If you doubt how fresh these sins are, remember that the Canadian government only apologized for this shameful history a few years ago and the last residential school closed only in the 1980s. The ripples are still very active today.
Don’t believe me? Well, sometimes an unanticipated happenstance becomes the lens through which to view a bigger social issue.
Last week, B.C. Parks and Minister of Environment Terry Lake dealt with a very sticky situation after organizers of a First-Nations-only event at a public campground butted heads with non-Aboriginals wanting to stick around their sites.
(Many campers, however, took the honourable route and left of their own accord.)

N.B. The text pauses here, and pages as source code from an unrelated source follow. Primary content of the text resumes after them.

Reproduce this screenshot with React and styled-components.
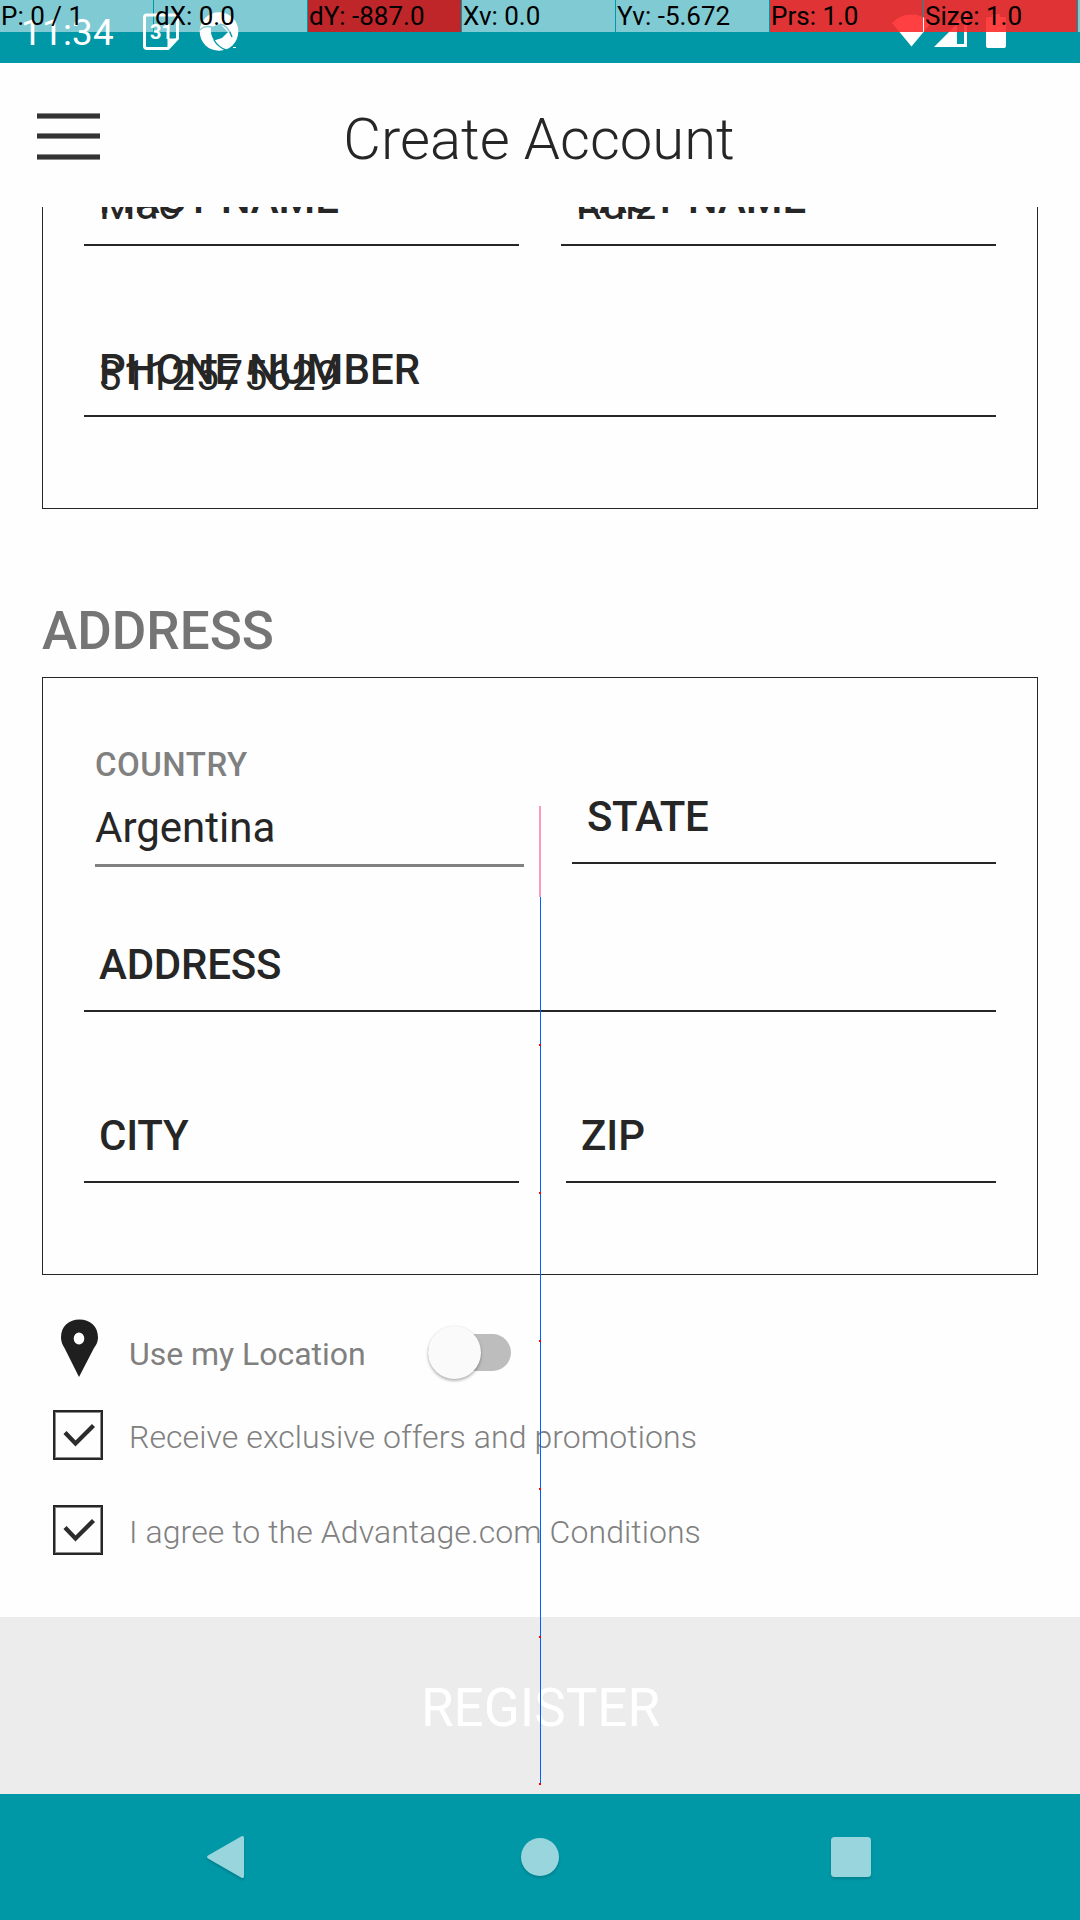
import React from 'react';
import styled, { createGlobalStyle } from 'styled-components';

const GlobalStyle = createGlobalStyle`
  * { box-sizing: border-box; }
  body { margin: 0; background: #fefefe; font-family: Roboto, "Noto Sans", sans-serif; }
`;

const ink = '#262626';
const teal = '#0097a7';

const Screen = styled.div`
  position: relative;
  display: flex;
  flex-direction: column;
  width: 1080px;
  height: 1920px;
  overflow: hidden;
  background: #fefefe;
`;

const StatusBar = styled.div`
  position: relative;
  display: flex;
  flex: none;
  height: 63px;
  padding-left: 21px;
  background: ${teal};
`;
const Clock = styled.div`
  width: 121px;
  padding-top: 11px;
  color: #fff;
  font-size: 36.75px;
  line-height: 44px;
  letter-spacing: 0.3px;
`;
const StatusIcons = styled.svg`
  flex: none;
  width: ${(p) => p.$w}px;
  height: 63px;
  margin-left: ${(p) => p.$ml || 0}px;
`;

const PointerBar = styled.div`
  position: absolute;
  inset: 0 0 auto 0;
  display: grid;
  grid-template-columns: repeat(7, 153px) 2px;
  column-gap: 1px;
  height: 32px;
`;
const PointerCell = styled.div`
  padding-left: 1px;
  overflow: hidden;
  color: #000;
  font-size: 26px;
  line-height: 33px;
  white-space: nowrap;
  background: ${(p) =>
    p.$tone === 'moved'
      ? 'rgba(255,0,0,.75)'
      : p.$tone === 'pressed'
      ? 'linear-gradient(rgba(255,0,0,.75), rgba(255,0,0,.75)), rgba(255,255,255,.5)'
      : 'rgba(255,255,255,.5)'};
`;

const Header = styled.header`
  display: grid;
  grid-template-columns: 136px 1fr 136px;
  align-items: center;
  flex: none;
  height: 144px;
`;
const MenuButton = styled.div`
  display: flex;
  flex-direction: column;
  gap: 14.5px;
  width: 63px;
  margin: 2px 0 0 36.5px;
`;
const MenuBar = styled.span`
  height: 6px;
  background: #333;
  box-shadow: inset 0 1px #8a8a8a, inset 0 -1px #8a8a8a;
`;
const Title = styled.h1`
  margin: 8px 2px 0 0;
  color: ${ink};
  font-size: 58px;
  font-weight: 300;
  line-height: 68px;
  text-align: center;
`;

const Content = styled.main`
  display: flex;
  flex-direction: column;
  flex: none;
  height: 1587px;
  overflow: hidden;
`;
const Card = styled.section`
  flex: none;
  margin: ${(p) => p.$mt || 0}px 42px 0;
  padding: 0 41px 91px;
  border: 1px solid ${ink};
`;
const Heading = styled.h2`
  flex: none;
  margin: 91px 42px 15px;
  color: #757575;
  font-size: 53px;
  font-weight: 500;
  line-height: 62px;
`;
const Row = styled.div`
  display: flex;
  align-items: stretch;
  gap: ${(p) => p.$gap || 42}px;
  height: ${(p) => p.$h}px;
`;
const Field = styled.div`
  display: grid;
  align-items: end;
  flex: ${(p) => (p.$w ? `0 0 ${p.$w}px` : 1)};
  margin-bottom: ${(p) => p.$mb || 0}px;
  padding-left: 15px;
  border-bottom: 2px solid ${ink};
`;
const FieldLabel = styled.label`
  grid-area: 1 / 1;
  margin-bottom: 20px;
  color: ${ink};
  font-size: 42px;
  font-weight: 500;
  line-height: 50px;
  letter-spacing: ${(p) => p.$tracking}px;
`;
const FieldValue = styled.span`
  grid-area: 1 / 1;
  margin-bottom: 14px;
  color: ${ink};
  font-size: 42px;
  line-height: 50px;
  letter-spacing: ${(p) => p.$tracking}px;
`;
const Select = styled.div`
  display: flex;
  flex-direction: column;
  justify-content: flex-end;
  width: 429px;
  margin-left: 11px;
  padding-bottom: 11px;
  border-bottom: 3px solid #808080;
`;
const SelectLabel = styled.span`
  margin-bottom: 18px;
  color: #808080;
  font-size: 33px;
  font-weight: 500;
  line-height: 40px;
  letter-spacing: 0.5px;
`;
const SelectValue = styled.span`
  color: ${ink};
  font-size: 42px;
  line-height: 50px;
`;

const Options = styled.section`
  display: flex;
  flex-direction: column;
  gap: 1px;
  flex: 1;
  padding: 42px 0 0 53px;
`;
const OptionRow = styled.div`
  display: flex;
  align-items: center;
  height: ${(p) => p.$h}px;
`;
const OptionText = styled.span`
  width: ${(p) => p.$w || 'auto'};
  margin-left: 26px;
  padding-top: ${(p) => p.$pt}px;
  color: #808080;
  font-size: 32px;
  font-weight: ${(p) => p.$weight};
  line-height: 40px;
  letter-spacing: ${(p) => (p.$weight === 300 ? 0.08 : -0.03)}px;
  white-space: nowrap;
`;
const PinIcon = styled.svg`
  width: 50px;
  height: 60px;
  margin-top: -9px;
`;
const Checkbox = styled.div`
  width: 50px;
  height: 50px;
  border: 2px solid ${ink};
  box-shadow: inset 0 0 0 1px #8c8c8c;
`;
const CheckIcon = styled.svg`
  display: block;
  width: 46px;
  height: 46px;
`;
const Track = styled.div`
  width: 83px;
  height: 37px;
  border-radius: 19px;
  background: #bdbdbd;
`;
const Thumb = styled.div`
  width: 53px;
  height: 53px;
  margin: -8px 0 0 0;
  border-radius: 50%;
  background: #fafafa;
  box-shadow: 0 2px 3px rgba(0, 0, 0, 0.28), 0 0 2px rgba(0, 0, 0, 0.1);
`;
const RegisterButton = styled.div`
  flex: none;
  height: 177px;
  padding: 60px 0 0 1px;
  color: #fff;
  font-size: 53px;
  line-height: 62px;
  text-align: center;
  background: #ececec;
`;

const NavBar = styled.nav`
  flex: none;
  height: 126px;
  background: ${teal};
`;
const NavIcons = styled.svg`
  display: block;
  filter: drop-shadow(0 2px 1px rgba(0, 0, 0, 0.15));
`;

const Trail = styled.div`
  position: absolute;
  top: 806px;
  left: 539px;
  width: 2px;
  height: 979px;
`;
const TrailPredicted = styled.div`
  height: 91px;
  background: #ff9abb;
`;
const TrailPath = styled.div`
  width: 1px;
  height: 887px;
  margin-left: 1px;
  background: #0061ff;
`;
const TrailPoint = styled.div`
  position: absolute;
  left: 0;
  top: ${(p) => p.$y}px;
  width: 2px;
  height: 2px;
  background: #f00;
`;

const readings = [
  ['P: 0 / 1'],
  ['dX: 0.0'],
  ['dY: -887.0', 'moved'],
  ['Xv: 0.0'],
  ['Yv: -5.672'],
  ['Prs: 1.0', 'pressed'],
  ['Size: 1.0', 'pressed'],
  [''],
];

const trailPoints = [238, 386, 534, 682, 830, 977];

function TextField({ label, value, mb, width, tracking = -0.2, valueTracking = 0 }) {
  return (
    <Field $mb={mb} $w={width}>
      <FieldLabel $tracking={tracking}>{label}</FieldLabel>
      {value && <FieldValue $tracking={valueTracking}>{value}</FieldValue>}
    </Field>
  );
}

function Checked() {
  return (
    <Checkbox>
      <CheckIcon viewBox="0 0 46 46" fill="none" stroke="#2c2c2c" strokeWidth="4.3">
        <path d="M10 20.500 20.500 31.500 38.500 13.500" />
      </CheckIcon>
    </Checkbox>
  );
}

export default function App() {
  return (
    <Screen>
      <GlobalStyle />
      <StatusBar>
        <Clock>11:34</Clock>
        <StatusIcons $w={100} viewBox="142 0 100 63">
          <path
            d="M147 15H175Q177.500 15 177.500 17.500V38.500L168 48.500H147Q144.500 48.500 144.500 46V17.500Q144.500 15 147 15Z"
            fill="none"
            stroke="#fff"
            strokeWidth="3"
          />
          <path d="M167.500 49V38.500H178Z" fill="#fff" />
          <text x="150" y="39" fill="#fff" fontSize="20" fontWeight="700">31</text>
          <circle cx="219" cy="31.500" r="19.300" fill="#fff" />
          <path d="M211 27 220 24 228 32 222 38 214 40.500Q210 34 211 27Z" fill={teal} />
          <path
            d="M200 30Q204 25 212 27M220 24Q228 25 232 37M214 40Q218 47 226 50"
            fill="none"
            stroke={teal}
            strokeWidth="1.400"
          />
          <path d="M233 47.500H236" stroke="#fff" strokeWidth="1" />
        </StatusIcons>
        <StatusIcons $w={130} $ml={640} viewBox="882 0 130 63">
          <path d="M911.500 46.500 892 23Q900 14.500 911.500 14.500T931 23Z" fill="#fff" />
          <path d="M934 47 957 24V47Z" fill="#fff" />
          <path d="M957 24 965.500 15.500V45.500H957" fill="none" stroke="#fff" strokeWidth="3" />
          <path d="M988 17H992V14H1000V17H1004Q1006 17 1006 19V46Q1006 48 1004 48H988Q986 48 986 46V19Q986 17 988 17Z" fill="#fff" />
        </StatusIcons>
        <PointerBar>
          {readings.map(([text, tone], i) => (
            <PointerCell key={i} $tone={tone}>{text}</PointerCell>
          ))}
        </PointerBar>
      </StatusBar>

      <Header>
        <MenuButton>
          <MenuBar />
          <MenuBar />
          <MenuBar />
        </MenuButton>
        <Title>Create Account</Title>
      </Header>

      <Content>
        <Card $mt={-173}>
          <Row $h={211}>
            <TextField label="FIRST NAME" value="Mac" tracking={-0.05} />
            <TextField label="LAST NAME" value="Ruiz" tracking={0.05} />
          </Row>
          <Row $h={171}>
            <TextField label="PHONE NUMBER" value="3112575629" tracking={0.1} valueTracking={0.5} />
          </Row>
        </Card>

        <Heading>ADDRESS</Heading>
        <Card>
          <Row $h={189} $gap={48}>
            <Select>
              <SelectLabel>COUNTRY</SelectLabel>
              <SelectValue>Argentina</SelectValue>
            </Select>
            <TextField label="STATE" mb={3} tracking={-0.5} />
          </Row>
          <Row $h={145}>
            <TextField label="ADDRESS" />
          </Row>
          <Row $h={171} $gap={47}>
            <TextField label="CITY" width={435} />
            <TextField label="ZIP" tracking={0} />
          </Row>
        </Card>

        <Options>
          <OptionRow $h={70}>
            <PinIcon viewBox="53 1318 50 60">
              <path
                fillRule="evenodd"
                fill="#1f1f1f"
                d="M79 1377 64.500 1348Q61 1343 61 1337.500C61 1326 69 1319.500 79.500 1319.500S98 1326 98 1337.500Q98 1343 94 1348ZM79 1332.500A5.300 6 0 1 0 79 1344.500A5.300 6 0 1 0 79 1332.500Z"
              />
            </PinIcon>
            <OptionText $weight={400} $pt={3} $w="299px">Use my Location</OptionText>
            <Track>
              <Thumb />
            </Track>
          </OptionRow>
          <OptionRow $h={94}>
            <Checked />
            <OptionText $weight={300} $pt={4}>Receive exclusive offers and promotions</OptionText>
          </OptionRow>
          <OptionRow $h={94}>
            <Checked />
            <OptionText $weight={300} $pt={4}>I agree to the Advantage.com Conditions</OptionText>
          </OptionRow>
        </Options>

        <RegisterButton>REGISTER</RegisterButton>
      </Content>

      <NavBar>
        <NavIcons width="1080" height="126" viewBox="0 1794 1080 126" fill="#99d5dc">
          <path d="M208 1855.500 241.500 1836.300Q244 1835 244 1838V1876Q244 1879 241.500 1877.700L208 1858.500Q206 1857 208 1855.500Z" />
          <circle cx="540" cy="1857" r="19" />
          <rect x="831" y="1837" width="40" height="40" rx="3.500" />
        </NavIcons>
      </NavBar>

      <Trail>
        <TrailPredicted />
        <TrailPath />
        {trailPoints.map((y) => (
          <TrailPoint key={y} $y={y} />
        ))}
      </Trail>
    </Screen>
  );
}
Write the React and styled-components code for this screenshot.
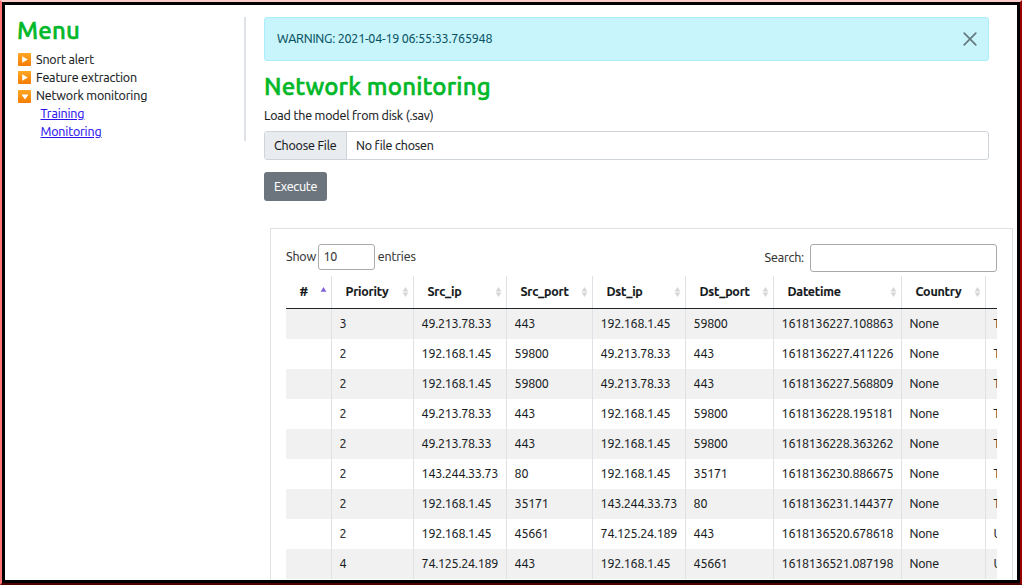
import React from 'react';
import styled, { createGlobalStyle } from 'styled-components';

const GlobalStyle = createGlobalStyle`
  * { box-sizing: border-box; }
  html, body { margin: 0; overflow: hidden; background: #fff; }
  body {
    font: 12.5px/18px Ubuntu, "Noto Sans", sans-serif;
    letter-spacing: -0.17px;
    color: #16191c;
    -webkit-text-stroke-width: 0.12px;
  }
`;

const Frame = styled.div`
  width: 1022px;
  height: 585px;
  border: 2px solid;
  border-color: #ffcccc #990000 #4d0000 #ff7373;
`;

const Page = styled.div`
  display: flex;
  height: 100%;
  border: 3px solid #000;
  padding: 12px 0 0 12px;
  overflow: hidden;
  background: #fff;
`;

const Sidebar = styled.nav`
  flex: none;
  width: 229px;
  height: 124px;
  border-right: 2px solid #dee2e6;
`;

const Title = styled.h1`
  margin: 0;
  font-size: 24px;
  line-height: 28px;
  font-weight: 500;
  letter-spacing: 0.18px;
  -webkit-text-stroke: 0.55px #00b828;
  color: #00b828;
  white-space: nowrap;
`;

const MenuList = styled.div`
  padding-top: 5px;
`;

const MenuItem = styled.div`
  display: flex;
  align-items: center;
  gap: 4px;
  height: 18px;
  padding-left: 1px;

  svg {
    margin-top: ${(p) => (p.$open ? 2 : 0)}px;
  }
`;

const MenuLink = styled.a`
  display: block;
  width: max-content;
  height: 18px;
  margin-left: 23.5px;
  color: #2a12f0;
  text-decoration: underline;
`;

const Main = styled.main`
  flex: none;
  width: 749px;
  padding-left: 18px;
`;

const Alert = styled.div`
  display: flex;
  align-items: center;
  justify-content: space-between;
  width: 725px;
  height: 44px;
  padding: 0 11px 0 12px;
  border: 1px solid #a9eefa;
  border-radius: 3px;
  background: #c8f4fc;
  color: #055160;
  letter-spacing: -0.22px;
`;

const AlertText = styled.span`
  padding-bottom: 2px;
`;

const FormTitle = styled(Title)`
  margin-top: 12px;
`;

const Label = styled.label`
  display: block;
  margin-top: 5px;
`;

const FileField = styled.div`
  display: flex;
  width: 725px;
  height: 29px;
  margin-top: 7px;
  border: 1px solid #ced4da;
  border-radius: 3px;
  line-height: 26px;
  overflow: hidden;
`;

const FileButton = styled.span`
  width: 82px;
  padding-left: 9px;
  border-right: 1px solid #ced4da;
  background: #e9ecef;
`;

const FileName = styled.span`
  padding-left: 9px;
`;

const Execute = styled.button`
  display: block;
  width: 63px;
  height: 29px;
  margin-top: 12px;
  padding: 0 0 2px;
  border: 0;
  border-radius: 3px;
  background: #6c757d;
  color: #fff;
  font: inherit;
  letter-spacing: -0.25px;
`;

const Panel = styled.section`
  width: 743px;
  height: 400px;
  margin: 27px 0 0 6px;
  padding: 15px 15px 0;
  border: 1px solid #dee2e6;
`;

const Controls = styled.div`
  display: flex;
  justify-content: space-between;
  height: 32px;
  color: #333;
`;

const Control = styled.label`
  display: flex;
  align-items: center;
  gap: ${(p) => p.$gap}px;
  height: ${(p) => p.$height}px;
`;

const ControlText = styled.span`
  padding-bottom: 2px;
`;

const Input = styled.input`
  width: ${(p) => p.$width}px;
  height: ${(p) => p.$height}px;
  padding: 0 4px 2px;
  border: 1px solid #aaa;
  border-radius: 3px;
  background: #fff;
  color: #333;
  font: inherit;
  letter-spacing: -0.2px;
`;

const Table = styled.div`
  width: 711px;
  overflow: hidden;
`;

const Row = styled.div`
  display: grid;
  grid-template-columns: 46px 82px 93px 86px 93px 88px 128px 84px 90px;
  width: 790px;
  height: 30px;
  line-height: 29px;
  letter-spacing: -0.25px;
  background: ${(p) => (p.$shaded ? '#f1f1f1' : '#fff')};
`;

const HeadRow = styled(Row)`
  height: 33px;
  border-bottom: 1px solid #212529;
  font-weight: 700;
`;

const Cell = styled.div`
  padding-left: 7.6px;
  border-right: 1px solid #dee2e6;
  white-space: nowrap;
`;

const HeadCell = styled(Cell)`
  display: flex;
  align-items: center;
  justify-content: space-between;
  padding: 0 4px 0 13.5px;
`;

const HeadText = styled.span`
  padding-bottom: 2px;
`;

const ToggleIcon = ({ open }) => (
  <svg width="14" height="13" viewBox="0 0 14 13">
    <defs>
      <linearGradient id="orange" x1="0" y1="0" x2="0" y2="1">
        <stop offset="0" stopColor="#ffa726" />
        <stop offset="1" stopColor="#f57c00" />
      </linearGradient>
    </defs>
    <rect x="0" y="0" width="13" height="13" rx="0.8" fill="url(#orange)" />
    <path d={open ? 'M3.5 4.5h7L7 9.5z' : 'M4.2 3.2v6.6l5.6-3.3z'} fill="#fff" />
  </svg>
);

const CloseIcon = () => (
  <svg width="14" height="14" viewBox="0 0 14 14">
    <path d="M1.2 1.2l11.6 11.6M12.8 1.2L1.2 12.8" stroke="#657a7e" strokeWidth="1.7" strokeLinecap="round" />
  </svg>
);

const SortIcon = ({ active }) => (
  <svg width="7" height="12" viewBox="0 0 7 12">
    {active ? (
      <path d="M3.5 1L6.4 5.8H0.6z" fill="#8262d9" />
    ) : (
      <path d="M3.5 1L6.4 5.5H0.6zM3.5 11L6.4 6.5H0.6z" fill="#d6d6d6" />
    )}
  </svg>
);

const columns = ['#', 'Priority', 'Src_ip', 'Src_port', 'Dst_ip', 'Dst_port', 'Datetime', 'Country'];

const rows = [
  ['3', '49.213.78.33', '443', '192.168.1.45', '59800', '1618136227.108863', 'None', 'TCP'],
  ['2', '192.168.1.45', '59800', '49.213.78.33', '443', '1618136227.411226', 'None', 'TCP'],
  ['2', '192.168.1.45', '59800', '49.213.78.33', '443', '1618136227.568809', 'None', 'TCP'],
  ['2', '49.213.78.33', '443', '192.168.1.45', '59800', '1618136228.195181', 'None', 'TCP'],
  ['2', '49.213.78.33', '443', '192.168.1.45', '59800', '1618136228.363262', 'None', 'TCP'],
  ['2', '143.244.33.73', '80', '192.168.1.45', '35171', '1618136230.886675', 'None', 'TCP'],
  ['2', '192.168.1.45', '35171', '143.244.33.73', '80', '1618136231.144377', 'None', 'TCP'],
  ['2', '192.168.1.45', '45661', '74.125.24.189', '443', '1618136520.678618', 'None', 'UDP'],
  ['4', '74.125.24.189', '443', '192.168.1.45', '45661', '1618136521.087198', 'None', 'UDP'],
];

export default function App() {
  return (
    <>
      <GlobalStyle />
      <Frame>
        <Page>
          <Sidebar>
            <Title>Menu</Title>
            <MenuList>
              <MenuItem><ToggleIcon />Snort alert</MenuItem>
              <MenuItem><ToggleIcon />Feature extraction</MenuItem>
              <MenuItem $open><ToggleIcon open />Network monitoring</MenuItem>
              <MenuLink>Training</MenuLink>
              <MenuLink>Monitoring</MenuLink>
            </MenuList>
          </Sidebar>
          <Main>
            <Alert>
              <AlertText>WARNING: 2021-04-19 06:55:33.765948</AlertText>
              <CloseIcon />
            </Alert>
            <FormTitle>Network monitoring</FormTitle>
            <Label>Load the model from disk (.sav)</Label>
            <FileField>
              <FileButton>Choose File</FileButton>
              <FileName>No file chosen</FileName>
            </FileField>
            <Execute>Execute</Execute>
            <Panel>
              <Controls>
                <Control $gap={2.4} $height={26}>
                  <ControlText>Show</ControlText>
                  <Input $width={57} $height={26} defaultValue="10" />
                  <ControlText>entries</ControlText>
                </Control>
                <Control $gap={6} $height={28}>
                  <ControlText>Search:</ControlText>
                  <Input $width={187} $height={28} />
                </Control>
              </Controls>
              <Table>
                <HeadRow>
                  {columns.map((name, i) => (
                    <HeadCell key={name}>
                      <HeadText>{name}</HeadText>
                      <SortIcon active={i === 0} />
                    </HeadCell>
                  ))}
                </HeadRow>
                {rows.map((row, i) => (
                  <Row key={i} $shaded={i % 2 === 0}>
                    <Cell />
                    {row.map((value, j) => (
                      <Cell key={j}>{value}</Cell>
                    ))}
                  </Row>
                ))}
              </Table>
            </Panel>
          </Main>
        </Page>
      </Frame>
    </>
  );
}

Lake said he was opposed to displacing campers, and rightfully so. He also wanted to be “culturally sensitive” to the Aboriginals.
Let’s not sidestep.
If by “culturally sensitive” he means remembering that those people’s ancestors raised families and built lives at Juniper Beach and all over Canada only to be forcibly removed, torn from their kin and treated in unspeakable ways for no reason, he’s got a point.
Yet some people keep sticking their heads in the sand.
One Daily News letter writer made the audacious statement that conquering should confer rewards.
“White settlers… won the conflict for the right to the land from the First Nations people. When in history has a nation that lost its conflict over the land ever been entitled to more benefits than the nation that won? Only in Canada,” writes C. Cox.
This appalling notion is more common than we would like to believe.
But through this statement the writer is agreeing that our history impacts us today and in fact forms our surroundings. So just how should First Nations “get over” this part of history when it formed us all?
People like this letter writer also beat their chests with indignation over “status Indians’” education grants, entitlements on reserves and limited tax exemption.
But in the end, these measures still fall far short of healing the decades and decades of denigration this country’s original settlers were subjected to.
Clearly, more needs to be done and as trite as it may sound, it truly does start with compassion.